→ DATA EXTRACT:
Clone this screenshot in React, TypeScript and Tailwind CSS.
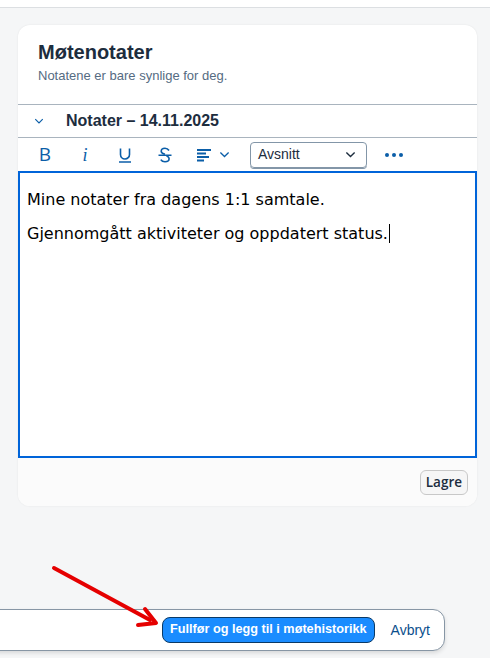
import React from "react";

const blue = "#0b5ea8";

function ToolbarButton({ children }: { children: React.ReactNode }) {
  return <button className="flex h-[28px] w-[40px] items-center justify-center">{children}</button>;
}

export default function App() {
  return (
    <div
      className="relative flex h-[658px] w-[490px] flex-col overflow-hidden bg-[#f5f6f7]"
      style={{ fontFamily: "'Liberation Sans', Arial, sans-serif" }}
    >
      <div className="h-[8px] shrink-0 border-b border-[#dcdfe2] bg-white" />

      <section className="ml-[18px] mr-[13px] mt-[17px] flex flex-col overflow-hidden rounded-xl bg-white shadow-[0_0_2px_rgba(0,0,0,0.08)]">
        <div className="px-5 pb-[20px] pt-[14px]">
          <h1 className="text-[20px] font-bold leading-[26px] text-[#1d2d3e]">Møtenotater</h1>
          <p className="mt-[3px] text-[13px] leading-[16px] text-[#556b82]">Notatene er bare synlige for deg.</p>
        </div>

        <div className="flex h-[34px] items-center border-y border-[#a9b4be] text-[#1d2d3e]">
          <svg viewBox="0 0 16 16" className="ml-[15px] h-[12px] w-[12px]" fill="none" stroke={blue} strokeWidth="1.6">
            <path d="M3 5.5 8 10.5 13 5.5" />
          </svg>
          <span className="ml-[21px] text-[16px] font-bold">Notater – 14.11.2025</span>
        </div>

        <div className="flex h-[33px] items-center pl-[7px]">
          <ToolbarButton>
            <span className="text-[19px] leading-none text-[#0b5ea8]" style={{ fontFamily: "'Open Sans', sans-serif" }}>B</span>
          </ToolbarButton>
          <ToolbarButton>
            <span className="text-[18px] italic leading-none text-[#0b5ea8]" style={{ fontFamily: "'Liberation Serif', serif" }}>i</span>
          </ToolbarButton>
          <ToolbarButton>
            <svg viewBox="0 0 16 16" className="h-[16px] w-[16px]" fill="none" stroke={blue} strokeWidth="1.6">
              <path d="M3.5 1.5v6a4.5 4.5 0 0 0 9 0v-6" />
              <path d="M2 15h12" />
            </svg>
          </ToolbarButton>
          <ToolbarButton>
            <svg viewBox="0 0 16 16" className="h-[16px] w-[16px]" fill="none" stroke={blue} strokeWidth="1.6">
              <path d="M12 3.5C11 1.8 9.5 1.2 8 1.2 5.8 1.2 4.2 2.5 4.2 4.2c0 1.4 1 2.3 3.8 3.1" />
              <path d="M9.5 9c1.8.6 2.6 1.5 2.6 2.8 0 1.8-1.7 3-4.1 3-1.8 0-3.4-.8-4.2-2.2" />
              <path d="M1.5 8.2h13" />
            </svg>
          </ToolbarButton>
          <div className="flex h-[28px] items-center gap-[7px] pl-[11px]">
            <svg viewBox="0 0 16 16" className="h-[16px] w-[16px]" fill="none" stroke={blue} strokeWidth="1.8">
              <path d="M1 3h14M1 6.5h9M1 10h12M1 13.5h7" />
            </svg>
            <svg viewBox="0 0 16 16" className="h-[11px] w-[11px]" fill="none" stroke={blue} strokeWidth="1.8">
              <path d="M2 5l6 6 6-6" />
            </svg>
          </div>
          <div className="ml-[20px] flex h-[26px] w-[117px] items-center justify-between rounded-[4px] border border-[#8396a8] pl-[7px] pr-[10px] text-[14px] text-[#1d2d3e] shadow-[0_1px_0_#8396a8]">
            <span>Avsnitt</span>
            <svg viewBox="0 0 16 16" className="h-[11px] w-[11px]" fill="none" stroke="#1d2d3e" strokeWidth="2">
              <path d="M2 5l6 6 6-6" />
            </svg>
          </div>
          <div className="ml-[18px] flex gap-[3px]">
            <span className="h-[4px] w-[4px] rounded-full bg-[#0b5ea8]" />
            <span className="h-[4px] w-[4px] rounded-full bg-[#0b5ea8]" />
            <span className="h-[4px] w-[4px] rounded-full bg-[#0b5ea8]" />
          </div>
        </div>

        <div
          className="h-[287px] border-2 border-[#0064d9] px-[7px] pt-[17px] text-[16px] leading-[20px] text-black"
          style={{ fontFamily: "'DejaVu Sans', Verdana, sans-serif" }}
        >
          <p>Mine notater fra dagens 1:1 samtale.</p>
          <p className="mt-[14px]">
            Gjennomgått aktiviteter og oppdatert status.
            <span className="ml-[1px] inline-block h-[19px] w-px bg-black align-[-4px]" />
          </p>
        </div>

        <div className="flex h-[48px] items-center justify-end bg-[#fbfbfb] pr-[9px]">
          <button
            className="h-[25px] rounded-[6px] border border-[#c8c8c8] bg-[#f6f6f6] px-[5px] text-[13.5px] font-semibold text-[#1d2d3e]"
            style={{ fontFamily: "'Open Sans', sans-serif" }}
          >
            Lagre
          </button>
        </div>
      </section>

      <div className="flex-1" />

      <div className="mb-[7px] -ml-3 flex h-[42px] w-[457px] items-center justify-end rounded-r-xl border border-[#8796a5] bg-white pr-[14px] shadow-[0_2px_4px_rgba(0,0,0,0.12)]">
        <button className="h-[26px] rounded-[8px] border border-[#0a3a66] bg-[#1a8cff] px-[7px] text-[12.7px] font-bold text-white">
          Fullfør og legg til i møtehistorikk
        </button>
        <button className="ml-[16px] text-[14px] text-[#0a4f8c]">Avbryt</button>
      </div>

      <svg className="pointer-events-none absolute left-0 top-0" width="490" height="658" viewBox="0 0 490 658">
        <path d="M54 568 L150 620" stroke="#e50000" strokeWidth="4" strokeLinecap="round" fill="none" />
        <path d="M145 609 L156 623 L138 625" stroke="#e50000" strokeWidth="4" strokeLinecap="round" strokeLinejoin="round" fill="none" />
      </svg>
    </div>
  );
}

→ THE TASK:
Reproduce the full listing faithfully, but do not carry over any pictures.

→ OUTPUT OF THE TASK:
Clone this screenshot in React, TypeScript and Tailwind CSS.
import React from "react";

const blue = "#0b5ea8";

function ToolbarButton({ children }: { children: React.ReactNode }) {
  return <button className="flex h-[28px] w-[40px] items-center justify-center">{children}</button>;
}

export default function App() {
  return (
    <div
      className="relative flex h-[658px] w-[490px] flex-col overflow-hidden bg-[#f5f6f7]"
      style={{ fontFamily: "'Liberation Sans', Arial, sans-serif" }}
    >
      <div className="h-[8px] shrink-0 border-b border-[#dcdfe2] bg-white" />

      <section className="ml-[18px] mr-[13px] mt-[17px] flex flex-col overflow-hidden rounded-xl bg-white shadow-[0_0_2px_rgba(0,0,0,0.08)]">
        <div className="px-5 pb-[20px] pt-[14px]">
          <h1 className="text-[20px] font-bold leading-[26px] text-[#1d2d3e]">Møtenotater</h1>
          <p className="mt-[3px] text-[13px] leading-[16px] text-[#556b82]">Notatene er bare synlige for deg.</p>
        </div>

        <div className="flex h-[34px] items-center border-y border-[#a9b4be] text-[#1d2d3e]">
          <svg viewBox="0 0 16 16" className="ml-[15px] h-[12px] w-[12px]" fill="none" stroke={blue} strokeWidth="1.6">
            <path d="M3 5.5 8 10.5 13 5.5" />
          </svg>
          <span className="ml-[21px] text-[16px] font-bold">Notater – 14.11.2025</span>
        </div>

        <div className="flex h-[33px] items-center pl-[7px]">
          <ToolbarButton>
            <span className="text-[19px] leading-none text-[#0b5ea8]" style={{ fontFamily: "'Open Sans', sans-serif" }}>B</span>
          </ToolbarButton>
          <ToolbarButton>
            <span className="text-[18px] italic leading-none text-[#0b5ea8]" style={{ fontFamily: "'Liberation Serif', serif" }}>i</span>
          </ToolbarButton>
          <ToolbarButton>
            <svg viewBox="0 0 16 16" className="h-[16px] w-[16px]" fill="none" stroke={blue} strokeWidth="1.6">
              <path d="M3.5 1.5v6a4.5 4.5 0 0 0 9 0v-6" />
              <path d="M2 15h12" />
            </svg>
          </ToolbarButton>
          <ToolbarButton>
            <svg viewBox="0 0 16 16" className="h-[16px] w-[16px]" fill="none" stroke={blue} strokeWidth="1.6">
              <path d="M12 3.5C11 1.8 9.5 1.2 8 1.2 5.8 1.2 4.2 2.5 4.2 4.2c0 1.4 1 2.3 3.8 3.1" />
              <path d="M9.5 9c1.8.6 2.6 1.5 2.6 2.8 0 1.8-1.7 3-4.1 3-1.8 0-3.4-.8-4.2-2.2" />
              <path d="M1.5 8.2h13" />
            </svg>
          </ToolbarButton>
          <div className="flex h-[28px] items-center gap-[7px] pl-[11px]">
            <svg viewBox="0 0 16 16" className="h-[16px] w-[16px]" fill="none" stroke={blue} strokeWidth="1.8">
              <path d="M1 3h14M1 6.5h9M1 10h12M1 13.5h7" />
            </svg>
            <svg viewBox="0 0 16 16" className="h-[11px] w-[11px]" fill="none" stroke={blue} strokeWidth="1.8">
              <path d="M2 5l6 6 6-6" />
            </svg>
          </div>
          <div className="ml-[20px] flex h-[26px] w-[117px] items-center justify-between rounded-[4px] border border-[#8396a8] pl-[7px] pr-[10px] text-[14px] text-[#1d2d3e] shadow-[0_1px_0_#8396a8]">
            <span>Avsnitt</span>
            <svg viewBox="0 0 16 16" className="h-[11px] w-[11px]" fill="none" stroke="#1d2d3e" strokeWidth="2">
              <path d="M2 5l6 6 6-6" />
            </svg>
          </div>
          <div className="ml-[18px] flex gap-[3px]">
            <span className="h-[4px] w-[4px] rounded-full bg-[#0b5ea8]" />
            <span className="h-[4px] w-[4px] rounded-full bg-[#0b5ea8]" />
            <span className="h-[4px] w-[4px] rounded-full bg-[#0b5ea8]" />
          </div>
        </div>

        <div
          className="h-[287px] border-2 border-[#0064d9] px-[7px] pt-[17px] text-[16px] leading-[20px] text-black"
          style={{ fontFamily: "'DejaVu Sans', Verdana, sans-serif" }}
        >
          <p>Mine notater fra dagens 1:1 samtale.</p>
          <p className="mt-[14px]">
            Gjennomgått aktiviteter og oppdatert status.
            <span className="ml-[1px] inline-block h-[19px] w-px bg-black align-[-4px]" />
          </p>
        </div>

        <div className="flex h-[48px] items-center justify-end bg-[#fbfbfb] pr-[9px]">
          <button
            className="h-[25px] rounded-[6px] border border-[#c8c8c8] bg-[#f6f6f6] px-[5px] text-[13.5px] font-semibold text-[#1d2d3e]"
            style={{ fontFamily: "'Open Sans', sans-serif" }}
          >
            Lagre
          </button>
        </div>
      </section>

      <div className="flex-1" />

      <div className="mb-[7px] -ml-3 flex h-[42px] w-[457px] items-center justify-end rounded-r-xl border border-[#8796a5] bg-white pr-[14px] shadow-[0_2px_4px_rgba(0,0,0,0.12)]">
        <button className="h-[26px] rounded-[8px] border border-[#0a3a66] bg-[#1a8cff] px-[7px] text-[12.7px] font-bold text-white">
          Fullfør og legg til i møtehistorikk
        </button>
        <button className="ml-[16px] text-[14px] text-[#0a4f8c]">Avbryt</button>
      </div>

      <svg className="pointer-events-none absolute left-0 top-0" width="490" height="658" viewBox="0 0 490 658">
        <path d="M54 568 L150 620" stroke="#e50000" strokeWidth="4" strokeLinecap="round" fill="none" />
        <path d="M145 609 L156 623 L138 625" stroke="#e50000" strokeWidth="4" strokeLinecap="round" strokeLinejoin="round" fill="none" />
      </svg>
    </div>
  );
}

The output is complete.